Sanktionen schränken Putins Möglichkeiten ein, die Probleme auf dem russischen Arbeitsmarkt zu lösen und die Wirtschaft zu stabilisieren. Er könnte versuchen, die Arbeitsproduktivität in Russland zu erhöhen, aber dafür wären technologische Fortschritte notwendig. Rakscha sagte dazu gegenüber der Berliner Zeitung: „Im hoch technisierten Deutschland wird ein Asphaltweg in einem Park von einem Arbeiter und einer Menge Maschinen verlegt. In Russland machen das zehn Tadschiken mit Schaufeln und ein russischer Vorarbeiter.“ Sanktionen würden diese Fortschritte derzeit verhindern.
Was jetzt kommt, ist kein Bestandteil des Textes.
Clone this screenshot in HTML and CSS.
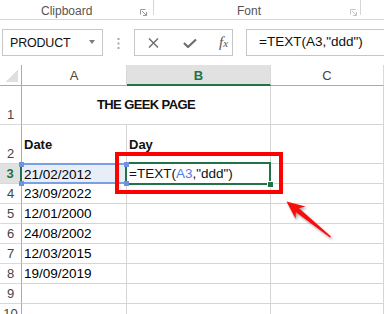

Putins Strategie, die Arbeitsproduktivität erhöhen zu wollen und gleichzeitig junge Menschen an die Front zu schicken, scheint ebenfalls nicht aufzugehen. Der russische Verteidigungsminister Sergej Schoigu gab unbestätigte Zahlen bekannt, nach denen es in Russland 25 Millionen Reservisten gibt. Bis 2026 wolle man die Armee von 1,15 Millionen auf 1,5 Millionen Soldaten vergrößern. Die ISW-Kriegsexperten äußerten jedoch Zweifel: „Es ist unklar, ob das russische Militär in der Lage sein wird, innerhalb von drei Jahren so zu wachsen, wie Schoigu es beschrieben hat“, insbesondere angesichts des Fachkräftemangels.